Steve is a 70-year-old boxing promoter in Phoenix, Arizona, who has had a lifelong fascination with gangsters. Though Ivy-League educated and actually very respectable, Steve has made it his business to know everything about almost every gangster in the south-western United States, mainly through his hobby of putting on boxing and wrestling shows. He even dresses like one: tight black jeans, capped-black T-shirt, mirror shades and hair dyed jet black so many times it looks like a rug, even though it’s real.

Steve is a very good one-liner merchant. Of the late and legendary Phoenix mafioso, Paul Kleinite, he once told me: “Kleinite thought ‘illegal’ was a sick bird.”

The last time I rang Steve it was to tell him I was going to meet Earnie “The Acorn” Shavers, who was now living in Liverpool. With Steve’s contacts, he always has some additional info. Shavers, who was born into a share- cropping family in Alabama, is widely regarded as the hardest-punching heavyweight of the 20th century, albeit one of relatively limited boxing skills. He was dubbed “The Acorn” by Muhammad Ali, because of his bald pate. After Ali fought Shavers, he said: “Earnie hit so hard he shook my kin folk back in Africa.”

Shavers, I told Steve, was now a wealthy man, worth – I had been told – between $1m and $2m. His rather bizarre emigration had occurred because of an invitation by the Earnie Shavers Fan Club four years ago to speak in Liverpool. The Earnie Shavers Fan Club had been formed by a young Scouse boxer, Kenny Rainford. On the night of the engagement, Shavers had met and fallen in love with Rainford’s aunt, an attractive woman named Sue Clegg. Since then, he had moved into her bungalow in Doreen Avenue in Birkenhead – a stop-gap measure until Shavers’ investments matured when he reaches the age of 60, in two years’ time. “Know anything?” I asked Steve.

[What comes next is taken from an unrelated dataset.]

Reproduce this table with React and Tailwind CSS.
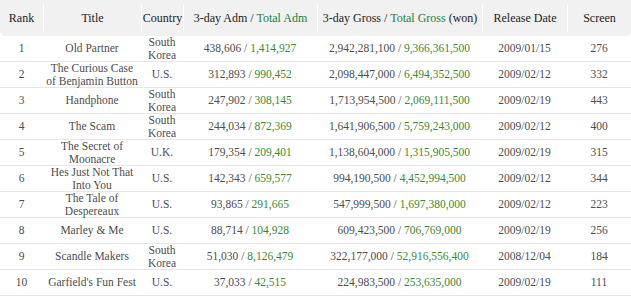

“Excuse me,” Steve said. “But if Shavers ever saw $2m you’d see him in a cardiac arrest unit.” By coincidence, Shavers had been in the Phoenix area shortly before leaving for England. “He was borrowing money off me and another guy, a Finnish wrestler called Pavo Katonen. He had nothing. Postage stamps were long-term savings plans.” I asked Steve if he could be sure. “Hey, maybe he won the lottery. Maybe he didn’t block as many punches as he thinks he did.”

The next day I got on a train at Euston: our rendezvous was behind Lime Street station at a cheap Chinese restaurant. Shavers came in wearing a dapper suit. “Barrel” would not do justice to his chest. Rainford was with him – a friendly, diffident man in his 30s. Shavers could not have weighed much more than his old fighting weight of 15st. He had the spryness of a younger man, giving half skips and shuffles as he walked towards the table. He handed me some publicity material for an autobiography he was publishing himself, entitled Welcome To The Big Times, and a signed photo reading: “To Jon, All the best always. Earnie Shavers. Peace.” He informed me that after the book was over he was going to marry Sue Clegg: “Then Kenny’s got to call me uncle and Sue’ll have all the money out of my will.”

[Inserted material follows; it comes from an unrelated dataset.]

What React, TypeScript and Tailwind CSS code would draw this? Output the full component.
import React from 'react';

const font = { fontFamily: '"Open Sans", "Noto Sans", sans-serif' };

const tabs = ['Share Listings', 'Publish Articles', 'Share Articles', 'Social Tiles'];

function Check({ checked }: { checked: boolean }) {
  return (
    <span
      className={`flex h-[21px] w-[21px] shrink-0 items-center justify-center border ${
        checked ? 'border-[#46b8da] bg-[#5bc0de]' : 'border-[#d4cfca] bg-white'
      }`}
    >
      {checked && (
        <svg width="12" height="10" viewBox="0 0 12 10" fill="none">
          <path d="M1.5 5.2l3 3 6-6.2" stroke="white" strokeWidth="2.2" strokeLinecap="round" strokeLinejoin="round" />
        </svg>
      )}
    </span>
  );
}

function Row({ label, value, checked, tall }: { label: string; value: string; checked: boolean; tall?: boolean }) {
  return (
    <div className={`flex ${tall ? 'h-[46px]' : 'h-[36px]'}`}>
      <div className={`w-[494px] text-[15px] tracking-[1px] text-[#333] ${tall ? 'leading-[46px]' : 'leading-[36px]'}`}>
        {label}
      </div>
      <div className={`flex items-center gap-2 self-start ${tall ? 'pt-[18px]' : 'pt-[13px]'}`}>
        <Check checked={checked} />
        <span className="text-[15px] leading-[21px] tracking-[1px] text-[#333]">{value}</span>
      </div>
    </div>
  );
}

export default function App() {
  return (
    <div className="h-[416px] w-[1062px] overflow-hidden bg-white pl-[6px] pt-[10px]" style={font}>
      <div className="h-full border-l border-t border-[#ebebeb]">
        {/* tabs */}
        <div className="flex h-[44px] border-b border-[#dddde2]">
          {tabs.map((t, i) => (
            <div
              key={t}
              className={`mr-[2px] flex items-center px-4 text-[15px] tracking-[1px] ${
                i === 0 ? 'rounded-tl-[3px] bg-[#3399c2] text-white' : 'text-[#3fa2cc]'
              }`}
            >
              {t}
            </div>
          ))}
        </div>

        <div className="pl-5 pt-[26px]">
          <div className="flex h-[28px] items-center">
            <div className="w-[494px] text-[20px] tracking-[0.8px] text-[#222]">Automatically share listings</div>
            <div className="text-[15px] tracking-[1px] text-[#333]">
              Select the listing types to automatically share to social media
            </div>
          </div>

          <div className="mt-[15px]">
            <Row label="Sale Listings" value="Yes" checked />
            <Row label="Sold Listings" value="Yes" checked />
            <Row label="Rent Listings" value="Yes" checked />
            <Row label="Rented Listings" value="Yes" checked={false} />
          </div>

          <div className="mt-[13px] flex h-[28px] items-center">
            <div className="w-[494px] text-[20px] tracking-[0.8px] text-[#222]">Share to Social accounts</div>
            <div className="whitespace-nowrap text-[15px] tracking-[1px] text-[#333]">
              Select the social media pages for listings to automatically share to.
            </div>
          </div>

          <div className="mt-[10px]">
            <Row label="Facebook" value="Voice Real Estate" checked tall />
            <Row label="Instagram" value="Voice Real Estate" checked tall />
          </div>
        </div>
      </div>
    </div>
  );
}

Shavers reeled off some anecdotes. Rainford listened avidly, even though he must have heard the stories before. Rainford clearly idolised him. Looking into Shavers’ eyes it was still difficult to know what he was really thinking: he had considerable charm underlaid with a certain detached alertness. There was a slight slur to his voice, but such is not uncommon among boxers of his experience – 73 wins from 88 fights, with 67 knockout victories –often denoting neither drunkenness nor brain damage, but nasal impairment from receiving incessant jabs.

I asked him about the book’s title and he told me the story of his fight with Jeff Sims, a touted contender he once defeated. “I beat Sims at the weigh-in. I asked him where his white trainer was. I said: You’re just one of his niggers. I knew how to push a black man’s buttons to get instant rapport. At the opening bell I grabbed him in a clinch and said, Slow down, Jeff. We got 10 rounds to go, brother. The next round I saw my opening and sent him down for the 10 count. Afterwards he said, Mr Shavers, you lied to me about the 10 rounds,’ and I threw my arms open and said, Jeff, welcome to the big times!’”

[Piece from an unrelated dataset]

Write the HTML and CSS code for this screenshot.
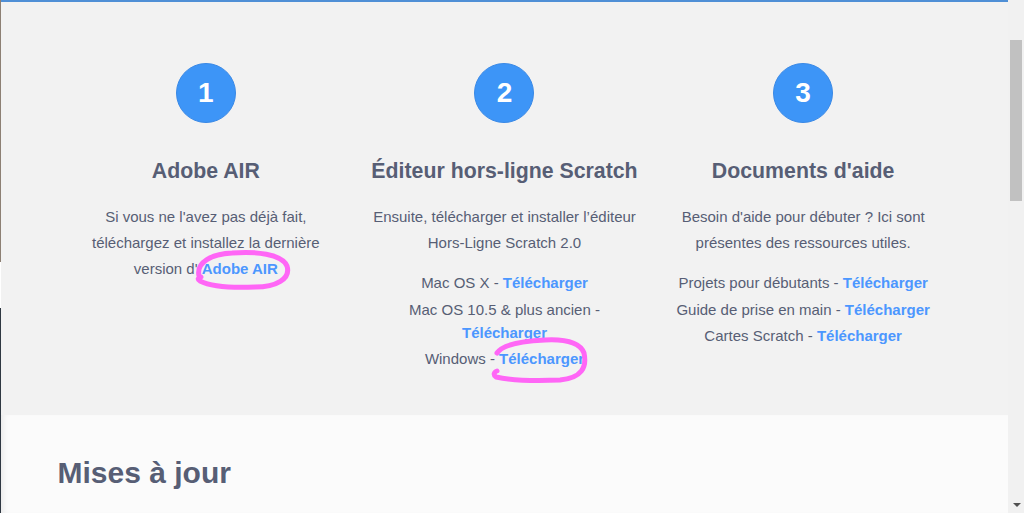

Shavers said the best he had fought was not Ali but Larry Holmes. “Holmes beat the shit out of me. He wasn’t petrified like the other guys.” The Mob took half his purses, he said. “You know what the family is? They all liked me.” He didn’t mind because, he said, he made his money later, by trading on his name, and when it came through he was going to buy homes for himself and Sue Clegg in “Nassau in the Bahamas, San Diego and Palm Springs”. Shavers ate his chicken and rice elegantly, with the carefree air of someone humming.

I paid the bill. As we left, Shavers paused to cover the waiter’s hand with his own. I couldn’t see what was in it. We drove to see Rainford’s gym. It seemed more like a store-room: there were a couple of heavy bags and some stacked furniture. Rainford and I watched while Shavers skipped around a heavy bag in his suit. Remembering what Steve had said, I asked Rainford if it was true about the Shavers millions. “Oh yeah,” Rainford said. “I mean, I’ve lent him money, but that’s to protect the investments. If he took the money out now, it’d cost him fortunes.”

In Birkenhead, to drop Shavers off at Doreen Avenue, we passed a yellowing poster for the Ali film starring Will Smith. I asked Shavers if he had seen it and for a moment he dropped his up-beat demeanour. “Lies,” he said. What part of it was lies?, I persevered, as he awkwardly manoeuvred his great frame out of the car. “All of it,” Shavers said.